Consultor Eletrônico

Status: Unverified

SYMPTOM(s):

Thai word indexes don't return the correct records with UTF-8 databases

Searches for single characters return all records where the character exists, even within words.

Searches for a string of characters return all records where those characters exist regardless of the order, even within words.

FACT(s) (Environment):

The database is UTF-8 with basic collation.
The client is the UTF-8 client.
All Supported Operating Systems
OpenEdge 10.1x
OpenEdge 10.2x

CAUSE:

This is expected behavior and is documented in the Internationalizing Applications Manual.

The default word break behavior of characters in multi byte code pages depends on the code page in question and also on the number of bytes that comprise the characters.

With a UTF-8 database, double byte characters by default behave according to the USE_IT word delimiter attribute. Multi-byte characters by default behave as separate words.

Although the default word break behavior of single byte characters in UTF-8 databases can be changed using a custom word break input file, it is not possible to change the default word-break behavior of either double byte or multi byte characters.

FIX:

The only way to work around this limitation could be to use MATCHES after CONTAINS e.g.
FOR EACH customer WHERE
customer.comments CONTAINS cthaichars AND
customer.comments MATCHES "*" + cthaichars + "*":

This should ensure the query finds records with the characters being contiguous and in the correct order.
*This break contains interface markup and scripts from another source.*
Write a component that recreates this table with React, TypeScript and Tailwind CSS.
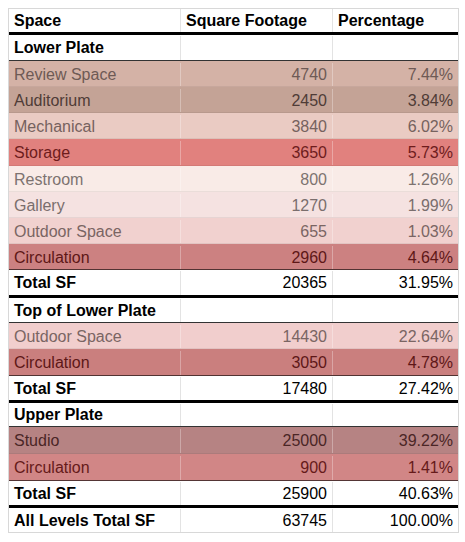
import { FC } from "react";
import clsx from "clsx";

type Row = {
  name: string;
  sf: string;
  pct: string;
  bg: string;
  text: string;
  last?: boolean;
  tall?: boolean;
};

const lowerPlate: Row[] = [
  { name: "Review Space", sf: "4740", pct: "7.44%", bg: "bg-[#d4b2a6]", text: "text-[#6e5a55]" },
  { name: "Auditorium", sf: "2450", pct: "3.84%", bg: "bg-[#c4a396]", text: "text-[#4f3c37]" },
  { name: "Mechanical", sf: "3840", pct: "6.02%", bg: "bg-[#eacbc3]", text: "text-[#76625e]" },
  { name: "Storage", sf: "3650", pct: "5.73%", bg: "bg-[#e1817e]", text: "text-[#6e1c1c]", tall: true },
  { name: "Restroom", sf: "800", pct: "1.26%", bg: "bg-[#f9ebe7]", text: "text-[#7d7370]" },
  { name: "Gallery", sf: "1270", pct: "1.99%", bg: "bg-[#f5e2e1]", text: "text-[#7a6e6d]" },
  { name: "Outdoor Space", sf: "655", pct: "1.03%", bg: "bg-[#f1d1cf]", text: "text-[#7a6563]" },
  { name: "Circulation", sf: "2960", pct: "4.64%", bg: "bg-[#cc8181]", text: "text-[#5e1717]", last: true },
];

const topPlate: Row[] = [
  { name: "Outdoor Space", sf: "14430", pct: "22.64%", bg: "bg-[#f1cecd]", text: "text-[#7a6563]" },
  { name: "Circulation", sf: "3050", pct: "4.78%", bg: "bg-[#ca7f7e]", text: "text-[#5e1717]", last: true, tall: true },
];

const upperPlate: Row[] = [
  { name: "Studio", sf: "25000", pct: "39.22%", bg: "bg-[#b68383]", text: "text-[#4a2626]", tall: true },
  { name: "Circulation", sf: "900", pct: "1.41%", bg: "bg-[#d18686]", text: "text-[#661a1a]", last: true, tall: true },
];

const DataRow: FC<{ row: Row }> = ({ row }) => (
  <div
    className={clsx(
      "flex items-center border-b pt-[2px]",
      row.tall ? "h-[27px]" : "h-[26px]",
      row.bg,
      row.text,
      row.last ? "border-black/60" : "border-black/[0.06]"
    )}
  >
    <div className="w-[172px] pl-[5px] border-r border-white/30 h-full flex items-center">{row.name}</div>
    <div className="w-[152px] pr-[5px] border-r border-white/30 h-full flex items-center justify-end">{row.sf}</div>
    <div className="flex-1 pr-[5px] h-full flex items-center justify-end">{row.pct}</div>
  </div>
);

const BoldRow: FC<{ cells: [string, string, string]; className?: string; alignRight?: boolean }> = ({
  cells,
  className,
  alignRight = true,
}) => (
  <div className={clsx("flex items-center bg-white text-black", className)}>
    <div className="w-[172px] pl-[5px] border-r border-[#e3e3e3] h-full flex items-center font-bold">{cells[0]}</div>
    <div
      className={clsx(
        "w-[152px] border-r border-[#e3e3e3] h-full flex items-center",
        alignRight ? "justify-end pr-[5px]" : "pl-[5px] font-bold"
      )}
    >
      {cells[1]}
    </div>
    <div className={clsx("flex-1 h-full flex items-center", alignRight ? "justify-end pr-[5px]" : "pl-[5px] font-bold")}>
      {cells[2]}
    </div>
  </div>
);

const SectionRow: FC<{ title: string; h: string }> = ({ title, h }) => (
  <BoldRow cells={[title, "", ""]} className={clsx(h, "border-b border-black/80 pt-px")} />
);

export default function App() {
  return (
    <div className="w-[465px] h-[542px] bg-white pt-[8px] pl-[8px] font-['Liberation_Sans',Arial,sans-serif] text-[16px] leading-none">
      <div className="w-[451px] border border-[#d8d8d8]">
        <BoldRow
          cells={["Space", "Square Footage", "Percentage"]}
          alignRight={false}
          className="h-[26px] border-b-[3px] border-black"
        />
        <SectionRow title="Lower Plate" h="h-[26px]" />
        {lowerPlate.map((r, i) => (
          <DataRow key={i} row={r} />
        ))}
        <BoldRow cells={["Total SF", "20365", "31.95%"]} className="h-[28px] border-b-[3px] border-black pt-px" />

        <SectionRow title="Top of Lower Plate" h="h-[25px]" />
        {topPlate.map((r, i) => (
          <DataRow key={i} row={r} />
        ))}
        <BoldRow cells={["Total SF", "17480", "27.42%"]} className="h-[27px] border-b-[3px] border-black pt-px" />

        <SectionRow title="Upper Plate" h="h-[24px]" />
        {upperPlate.map((r, i) => (
          <DataRow key={i} row={r} />
        ))}
        <BoldRow cells={["Total SF", "25900", "40.63%"]} className="h-[27px] border-b-[3px] border-black pt-px" />

        <BoldRow cells={["All Levels Total SF", "63745", "100.00%"]} className="h-[24px] pt-px" />
      </div>
    </div>
  );
}
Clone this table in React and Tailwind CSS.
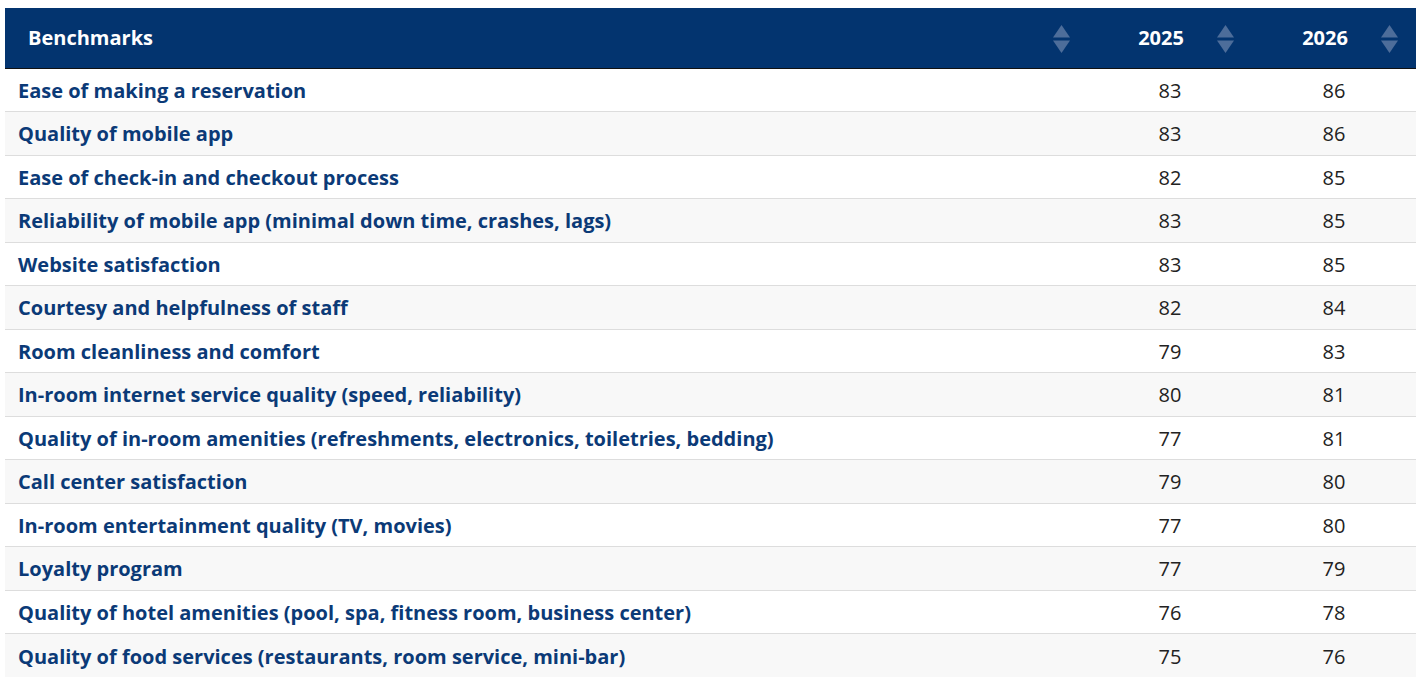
import React from "react";

const rows = [
  ["Ease of making a reservation", 83, 86],
  ["Quality of mobile app", 83, 86],
  ["Ease of check-in and checkout process", 82, 85],
  ["Reliability of mobile app (minimal down time, crashes, lags)", 83, 85],
  ["Website satisfaction", 83, 85],
  ["Courtesy and helpfulness of staff", 82, 84],
  ["Room cleanliness and comfort", 79, 83],
  ["In-room internet service quality (speed, reliability)", 80, 81],
  ["Quality of in-room amenities (refreshments, electronics, toiletries, bedding)", 77, 81],
  ["Call center satisfaction", 79, 80],
  ["In-room entertainment quality (TV, movies)", 77, 80],
  ["Loyalty program", 77, 79],
  ["Quality of hotel amenities (pool, spa, fitness room, business center)", 76, 78],
  ["Quality of food services (restaurants, room service, mini-bar)", 75, 76],
];

// up/down sort arrows in the header cells
const SortIcon = () => (
  <svg width="17" height="28" viewBox="0 0 17 28" className="absolute right-[18px] top-[17px]">
    <path d="M8.5 0 L17 12.5 L0 12.5 Z" fill="#4d6d9a" />
    <path d="M8.5 28 L17 15.5 L0 15.5 Z" fill="#4d6d9a" />
  </svg>
);

export default function App() {
  return (
    <div className="bg-white min-h-screen pt-[8px] px-[5px]" style={{ fontFamily: "'Open Sans', sans-serif" }}>
      <table className="w-full border-collapse text-[20px]">
        <thead>
          <tr className="bg-[#03346f] text-white h-[60px] border-b border-[#111]">
            <th className="relative text-left font-bold pl-[23px] pr-[40px]">
              Benchmarks
              <SortIcon />
            </th>
            <th className="relative w-[164px] text-center font-bold pr-[18px]">
              2025
              <SortIcon />
            </th>
            <th className="relative w-[164px] text-center font-bold pr-[18px]">
              2026
              <SortIcon />
            </th>
          </tr>
        </thead>
        <tbody>
          {rows.map(([label, a, b], i) => (
            <tr
              key={label}
              className={`h-[43.5px] border-b border-[#dddddd] last:border-b-0 ${i % 2 === 1 ? "bg-[#f8f8f8]" : "bg-white"}`}
            >
              <td className="pl-[13px] pt-[2px] font-bold text-[#0b3a77]">{label}</td>
              <td className="text-center pt-[2px] text-[#222]">{a}</td>
              <td className="text-center pt-[2px] text-[#222]">{b}</td>
            </tr>
          ))}
        </tbody>
      </table>
    </div>
  );
}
However, it will also return records where the search string is a substring of another word. So to avoid this you could do more ABL manipulations (BEGINS, SUBSTRING, =) to further reduce the records, although this would probably be done after allowing the FOR* EACH or QUERY to return the records with CONTAINS. Subsequently this means using a two-step query:

1) get all the records returned by CONTAINS
2) further trim the records with ABL